Banks are like good hygiene, like brushing teeth and wearing underwear. A thankless resource, though someone needs to do it. People don’t like bankers, but they need them. People don’t like bankers because they need them. I explained why in the second post I ever wrote. But how does banking work?

Gringott’s Vault at Warner Bros. Studio tours, London

What Is a Bank?

Essentially, banks take your money and give it to somebody else. You could put your money in a sock under the mattress, but it’s a bit safer to choose someplace with big steel vault doors and complicated locks. Like Gringott’s. A bank might hold a Philosopher’s Stone, the royal treasury of the Lannisters, or the wealth of the InterGalactic Empire (who had Storm Troopers handling security). Modern banks spend huge sums on strong encryption systems–online vault doors–to keep your money safe.
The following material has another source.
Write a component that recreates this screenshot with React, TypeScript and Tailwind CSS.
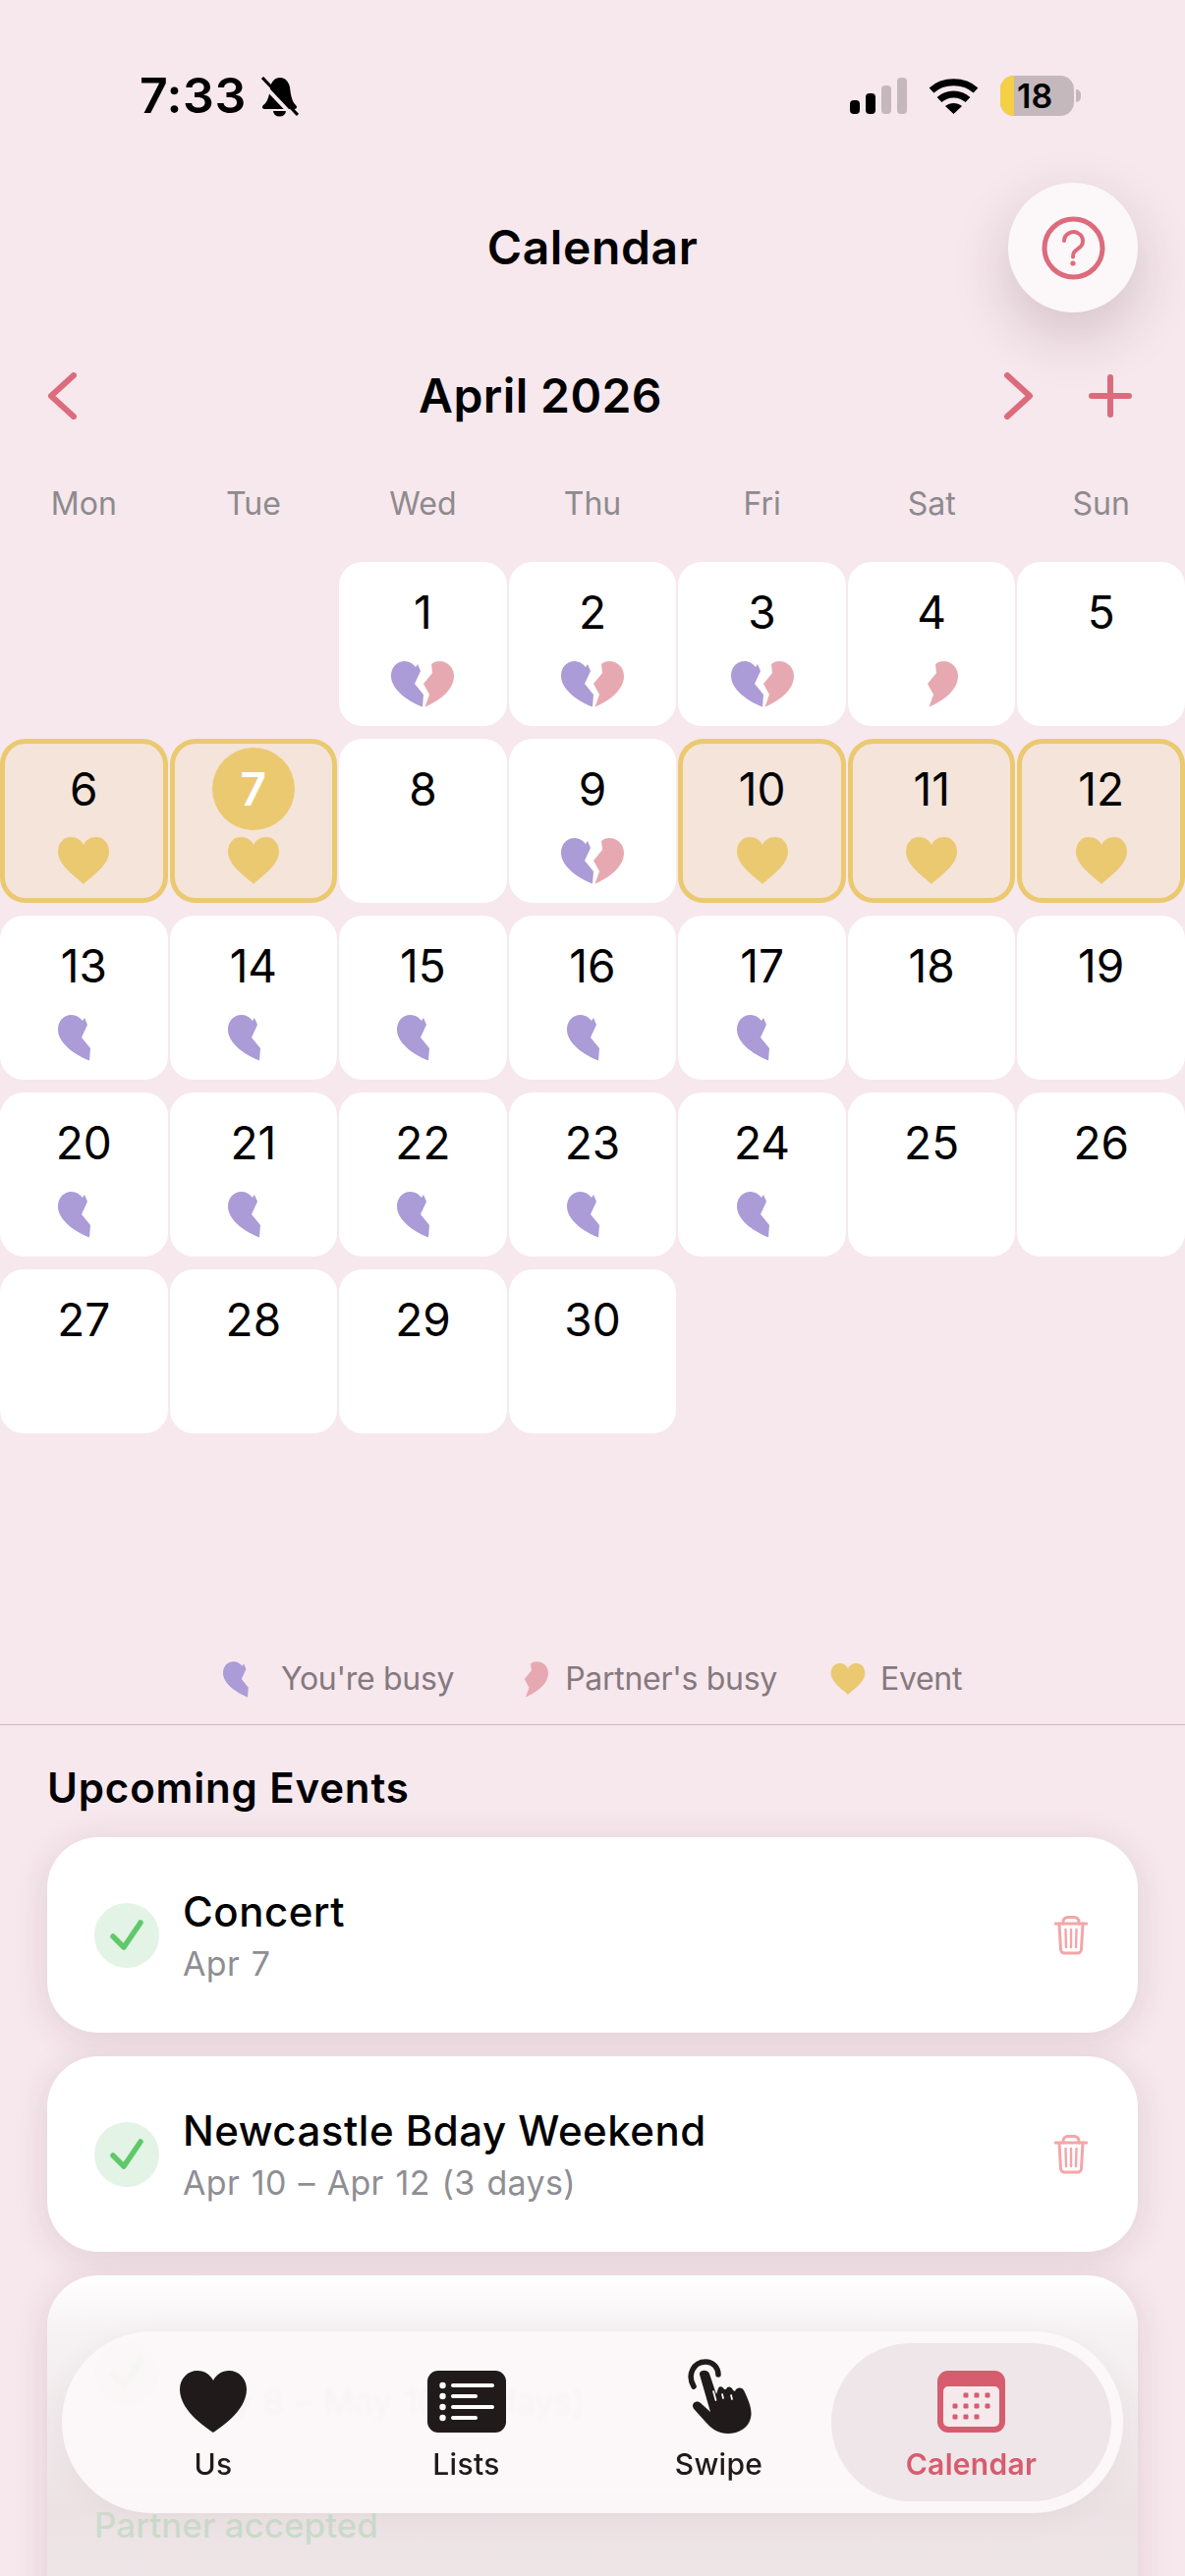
import React from 'react';

type Busy = 'me' | 'partner' | 'both' | 'event' | null;

interface DayProps {
  day: number;
  busy?: Busy;
  today?: boolean;
}

const WEEKDAYS = ['Mon', 'Tue', 'Wed', 'Thu', 'Fri', 'Sat', 'Sun'];

const DAYS: DayProps[] = [
  { day: 1, busy: 'both' },
  { day: 2, busy: 'both' },
  { day: 3, busy: 'both' },
  { day: 4, busy: 'partner' },
  { day: 5 },
  { day: 6, busy: 'event' },
  { day: 7, busy: 'event', today: true },
  { day: 8 },
  { day: 9, busy: 'both' },
  { day: 10, busy: 'event' },
  { day: 11, busy: 'event' },
  { day: 12, busy: 'event' },
  { day: 13, busy: 'me' },
  { day: 14, busy: 'me' },
  { day: 15, busy: 'me' },
  { day: 16, busy: 'me' },
  { day: 17, busy: 'me' },
  { day: 18 },
  { day: 19 },
  { day: 20, busy: 'me' },
  { day: 21, busy: 'me' },
  { day: 22, busy: 'me' },
  { day: 23, busy: 'me' },
  { day: 24, busy: 'me' },
  { day: 25 },
  { day: 26 },
  { day: 27 },
  { day: 28 },
  { day: 29 },
  { day: 30 },
];

const BrokenHeart = ({ left, right, className }: { left?: boolean; right?: boolean; className: string }) => (
  <svg viewBox="0 0 64 47" className={className}>
    {left && (
      <path
        fill="#ab9bd7"
        d="M32 46.5 L33 34 L24 23 L30 10 L27 3 L25 6 C22 2 18 0 14 0 C5 0 0 7 0 15 C0 30 20 42 32 46.5Z"
      />
    )}
    {right && (
      <path
        fill="#e7a9b1"
        d="M34.5 46.5 L39 34 L33 23 L42 12 L41 3 C43 1 46 0 49 0 C58 0 64 7 64 15 C64 30 48 41 34.5 46.5Z"
      />
    )}
  </svg>
);

const GoldHeart = ({ className }: { className: string }) => (
  <svg viewBox="0 0 52 48" className={className}>
    <path
      fill="#ebc971"
      d="M26 48 C22 43 0 30 0 15 C0 6 6 0 13 0 C19 0 24 3 26 8 C28 3 33 0 39 0 C46 0 52 6 52 15 C52 30 30 43 26 48Z"
    />
  </svg>
);

const DayCell = ({ day, busy, today }: DayProps) => {
  const isEvent = busy === 'event';
  return (
    <div
      className={
        isEvent
          ? 'h-[167px] rounded-[26px] bg-[#f5e4da] ring-[5px] ring-inset ring-[#ebc971] flex flex-col items-center pt-[26px]'
          : 'h-[167px] rounded-[24px] bg-white flex flex-col items-center pt-[26px]'
      }
    >
      {today ? (
        <div className="w-[84px] h-[84px] -my-[17px] rounded-full bg-[#ebc971] flex items-center justify-center text-white text-[46px] font-semibold leading-[50px]">
          {day}
        </div>
      ) : (
        <div className="h-[50px] text-[46px] leading-[50px] text-black">{day}</div>
      )}
      <div className="mt-[24px] h-[48px] flex items-center justify-center">
        {isEvent && <GoldHeart className="w-[52px] h-[48px]" />}
        {busy === 'both' && <BrokenHeart left right className="w-[64px] h-[47px]" />}
        {busy === 'me' && <BrokenHeart left className="ml-[12px] w-[64px] h-[47px]" />}
        {busy === 'partner' && <BrokenHeart right className="mr-[10px] w-[64px] h-[47px]" />}
      </div>
    </div>
  );
};

const CheckBadge = () => (
  <div className="w-[66px] h-[66px] shrink-0 rounded-full bg-[#e3f3e6]">
    <svg viewBox="0 0 66 66" className="w-[66px] h-[66px]">
      <path d="M19 34 L30 45 L47 20" fill="none" stroke="#5fc96a" strokeWidth="5.5" strokeLinecap="round" strokeLinejoin="round" />
    </svg>
  </div>
);

const TrashIcon = () => (
  <svg viewBox="0 0 34 40" className="w-[34px] h-[40px] shrink-0" fill="none" stroke="#f3a6a8" strokeLinecap="round">
    <path d="M1 8 H33" strokeWidth="3" />
    <path d="M9 8 V6 a4.5 4.5 0 0 1 4.5-4.5 h7 a4.5 4.5 0 0 1 4.5 4.5 V8" strokeWidth="3" />
    <path d="M5 8 L6.5 34 a4 4 0 0 0 4 4 h13 a4 4 0 0 0 4-4 L29 8" strokeWidth="3" />
    <path d="M11.5 14 L12 32 M17 14 V32 M22.5 14 L22 32" strokeWidth="2.4" />
  </svg>
);

const EventRow = ({ title, date }: { title?: string; date: string }) => (
  <div className="h-[199px] flex items-center pl-[48px] pr-[51px] gap-[24px]">
    <CheckBadge />
    <div className="flex-1">
      <div className="h-[50px] mt-[2px] text-[42px] leading-[50px] font-medium tracking-[0.5px] text-black">{title}</div>
      <div className="mt-[6px] text-[34px] leading-[44px] tracking-[0.3px] [word-spacing:2px] text-[#8e8e93]">{date}</div>
    </div>
    <TrashIcon />
  </div>
);

const cardShadow = 'shadow-[0_6px_36px_rgba(90,50,60,0.13)]';

const StatusBar = () => (
  <div className="h-[41px] mt-[77px] flex items-center pl-[142px] pr-[106px] text-black">
    <span className="text-[50px] font-semibold leading-[41px] tracking-[0.5px]">7:33</span>
    <svg viewBox="0 0 39 42" className="ml-[14px] w-[39px] h-[42px]">
      <path d="M20 2 C25 2 29 6 30 12 C31 20 32 26 36 30 C38 32 37 34 34 34 H5 C2 34 1 32 3 30 C8 26 9 20 10 12 C11 6 15 2 20 2Z" />
      <path d="M13 36 H26 a6.5 5.5 0 0 1 -13 0Z" />
      <path d="M0 6 L33 41" stroke="#f6e8ed" strokeWidth="4" />
      <path d="M2 2 L38 40" stroke="#000" strokeWidth="3.2" />
    </svg>
    <div className="flex-1" />
    <svg viewBox="0 0 58 37" className="w-[58px] h-[37px]">
      <rect x="0" y="23" width="10" height="14" rx="4" />
      <rect x="16" y="16" width="10" height="21" rx="4" />
      <rect x="32" y="8" width="10" height="29" rx="4" fill="#c4b8bc" />
      <rect x="48" y="0" width="10" height="37" rx="4" fill="#c4b8bc" />
    </svg>
    <svg viewBox="0 0 51 37" className="ml-[22px] w-[51px] h-[37px]">
      <path d="M3 13 C15 2 36 2 48 13" fill="none" stroke="#000" strokeWidth="7" />
      <path d="M11 22.500 C19 15 32 15 40 22.500" fill="none" stroke="#000" strokeWidth="7" />
      <path d="M25.500 37 L17 29 C22 25 29 25 34 29Z" />
    </svg>
    <div className="ml-[22px] w-[75px] h-[41px] rounded-[14px] bg-[#c4b8bc] overflow-hidden flex items-center">
      <div className="w-[14px] h-full bg-[#f5cf45]" />
      <span className="ml-[3px] text-[34px] leading-[41px] font-semibold">18</span>
    </div>
    <div className="ml-[2px] w-[5px] h-[13px] rounded-r-full bg-[#c4b8bc]" />
  </div>
);

const HelpButton = () => (
  <div className="absolute right-[48px] top-0 w-[132px] h-[132px] rounded-full bg-[#fcf7f9] shadow-[0_22px_60px_rgba(70,40,50,0.2)] flex items-center justify-center">
    <svg viewBox="0 0 65 65" className="w-[65px] h-[65px]" fill="none" stroke="#dc6b7c">
      <circle cx="32.500" cy="32.500" r="29.500" strokeWidth="5" />
      <path d="M23 25 a9.500 9 0 1 1 15 7.500 c-4 3 -6 4 -6 9" strokeWidth="4" strokeLinecap="round" />
      <circle cx="32" cy="48" r="2.600" fill="#dc6b7c" stroke="none" />
    </svg>
  </div>
);

const MonthNav = () => (
  <div className="h-[60px] mt-[55px] flex items-center pl-[48px] pr-[54px]">
    <svg viewBox="0 0 30 48" className="w-[30px] h-[48px]" fill="none" stroke="#dc6b7c" strokeWidth="6" strokeLinecap="round" strokeLinejoin="round">
      <path d="M27 3 L4 24 L27 45" />
    </svg>
    <div className="flex-1 text-center text-[48px] leading-[60px] font-semibold tracking-[0.4px] text-black">April 2026</div>
    <svg viewBox="0 0 30 48" className="w-[30px] h-[48px]" fill="none" stroke="#dc6b7c" strokeWidth="6" strokeLinecap="round" strokeLinejoin="round">
      <path d="M3 3 L26 24 L3 45" />
    </svg>
    <svg viewBox="0 0 44 44" className="ml-[56px] w-[44px] h-[44px]" fill="none" stroke="#dc6b7c" strokeWidth="6" strokeLinecap="round">
      <path d="M22 3 V41 M3 22 H41" />
    </svg>
  </div>
);

const Legend = () => (
  <div className="h-[40px] mt-[230px] flex items-center pl-[227px] text-[32px] leading-[40px] tracking-[-0.3px] text-[#85797f]">
    <BrokenHeart left className="w-[50px] h-[37px]" />
    <span className="ml-[9px]">You're busy</span>
    <BrokenHeart right className="ml-[46px] w-[50px] h-[37px]" />
    <span className="ml-[17px]">Partner's busy</span>
    <GoldHeart className="ml-[54px] w-[36px] h-[32px]" />
    <span className="ml-[15px]">Event</span>
  </div>
);

const SwipeIcon = () => (
  <svg viewBox="0 0 66 76" className="w-[66px] h-[76px]">
    <path d="M7 28 C0 16 7 3 19 3 C27 3 32 9 32 16" fill="none" stroke="#211a1b" strokeWidth="5.500" strokeLinecap="round" />
    <path
      fill="#211a1b"
      d="M13 16 C12 11 21 10 23 15 L30 36 L32 30 C33 27 37 28 38 31 L40 31 C41 27 46 28 47 32 L49 33 C50 29 56 28 58 32 C63 42 67 52 65 60 C63 70 53 76 42 76 C31 76 24 70 18 63 L9 53 C6 50 5 47 7 45 C9 43 12 43 14 45 L24 54 Z"
    />
    <path d="M27 33 L29.500 42 M36 36 L37 40 M45 37 L46 41" stroke="#fdf8fa" strokeWidth="1.800" strokeLinecap="round" />
  </svg>
);

const TabBar = () => (
  <div className="absolute left-[63px] top-[2373px] w-[1080px] h-[185px] rounded-[92px] bg-[rgba(253,248,250,0.9)] backdrop-blur-[2px] shadow-[0_4px_30px_rgba(90,50,60,0.05)] flex py-[12px] pl-[25px]">
    <div className="w-[258px] flex flex-col items-center pt-[28px] text-[#211a1b]">
      <svg viewBox="0 0 68 63" className="w-[68px] h-[63px]">
        <path
          fill="#211a1b"
          d="M34 63 C30 60 0 42 0 19 C0 8 8 0 18 0 C25 0 31 4 34 10 C37 4 43 0 50 0 C60 0 68 8 68 19 C68 42 38 60 34 63Z"
        />
      </svg>
      <span className="mt-[14px] text-[30px] leading-[36px] font-medium tracking-[0.3px]">Us</span>
    </div>
    <div className="w-[257px] flex flex-col items-center pt-[28px] text-[#211a1b]">
      <svg viewBox="0 0 80 63" className="w-[80px] h-[63px]">
        <rect width="80" height="63" rx="11" fill="#211a1b" />
        {[15, 26, 37, 48].map((y, i) => (
          <React.Fragment key={y}>
            <circle cx="15.500" cy={y} r="3.200" fill="#fff" />
            <rect x="24" y={y - 2} width={i % 2 ? 27 : 44} height="4" rx="2" fill="#fff" />
          </React.Fragment>
        ))}
      </svg>
      <span className="mt-[14px] text-[30px] leading-[36px] font-medium tracking-[0.3px]">Lists</span>
    </div>
    <div className="w-[257px] flex flex-col items-center pt-[16px] text-[#211a1b]">
      <SwipeIcon />
      <span className="mt-[13px] text-[30px] leading-[36px] font-medium tracking-[0.3px]">Swipe</span>
    </div>
    <div className="w-[285px] -ml-[14px] rounded-[81px] bg-[#efe6e9] flex flex-col items-center pt-[28px] text-[#d65c6e]">
      <svg viewBox="0 0 69 63" className="w-[69px] h-[63px]">
        <rect width="69" height="63" rx="11" fill="#d65c6e" />
        <rect x="6" y="16" width="57" height="41" rx="5" fill="#f5e9ec" />
        {[
          [29, 25],
          [40, 25],
          [51, 25],
          [18, 36],
          [29, 36],
          [40, 36],
          [51, 36],
          [18, 47],
          [29, 47],
          [40, 47],
        ].map(([x, y]) => (
          <rect key={`${x}-${y}`} x={x - 2.5} y={y - 2.5} width="5" height="5" rx="1.200" fill="#d65c6e" />
        ))}
      </svg>
      <span className="mt-[14px] text-[30px] leading-[36px] font-semibold tracking-[0.3px]">Calendar</span>
    </div>
  </div>
);

export default function App() {
  return (
    <div className="relative w-[1206px] h-[2622px] overflow-hidden bg-[#f6e8ed] font-['Inter',sans-serif]">
      <StatusBar />

      <div className="relative h-[132px] mt-[68px] flex items-center justify-center">
        <h1 className="text-[48px] font-semibold tracking-[0.6px] text-black">Calendar</h1>
        <HelpButton />
      </div>

      <MonthNav />

      <div className="h-[40px] mt-[60px] grid grid-cols-7 gap-x-[2px] text-center text-[32px] leading-[40px] text-[#8e8a8e]">
        {WEEKDAYS.map(d => (
          <div key={d}>{d}</div>
        ))}
      </div>

      <div className="mt-[39px] grid grid-cols-7 gap-x-[2px] gap-y-[13px]">
        {/* April starts on a Wednesday */}
        <div />
        <div />
        {DAYS.map(d => (
          <DayCell key={d.day} {...d} />
        ))}
      </div>

      <Legend />

      <div className="h-px mt-[26px] bg-[#c9b9bf]" />

      <h2 className="ml-[48px] mt-[39px] h-[50px] text-[42px] leading-[50px] font-semibold tracking-[0.85px] text-black">Upcoming Events</h2>

      <div className="mt-[25px] mx-[48px] flex flex-col gap-[24px]">
        <div className={`rounded-[52px] bg-white ${cardShadow}`}>
          <EventRow title="Concert" date="Apr 7" />
        </div>
        <div className={`rounded-[52px] bg-white ${cardShadow}`}>
          <EventRow title="Newcastle Bday Weekend" date="Apr 10 – Apr 12 (3 days)" />
        </div>
        <div className={`relative h-[400px] shrink-0 rounded-[52px] bg-white ${cardShadow}`}>
          <EventRow date="May 8 – May 10 (3 days)" />
          <div className="mt-[35px] pl-[48px] text-[35px] leading-[40px] font-medium text-[#1ecd50]">Partner accepted</div>
          {/* fade over the last card, the tab bar floats on top of it */}
          <div className="absolute inset-0 rounded-[52px] bg-[linear-gradient(to_bottom,rgba(233,222,225,0)_0px,rgba(233,222,225,0.4)_60px,rgba(233,222,225,0.88)_240px,rgba(233,222,225,0.78)_306px)]" />
        </div>
      </div>

      <TabBar />
    </div>
  );
}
Suppose your cousin Marvin wants to open a business, a combination sushi and ice cream store. Hey, they both need ice, right?! That’s Marvin’s business plan. The bank gives your money to Marvin as a loan.

Two problems here. First, Marvin may need more dough than your puny deposits, so the bank has to convince more friends and gather enough deposits in order to give out loans. Secondly, you may need some of your money back before Marvin can attract enough customers. He’s trying–he’s got the slogan: Come for the Eels, Stay for the Sprinkles! This is called a problem of liquidity.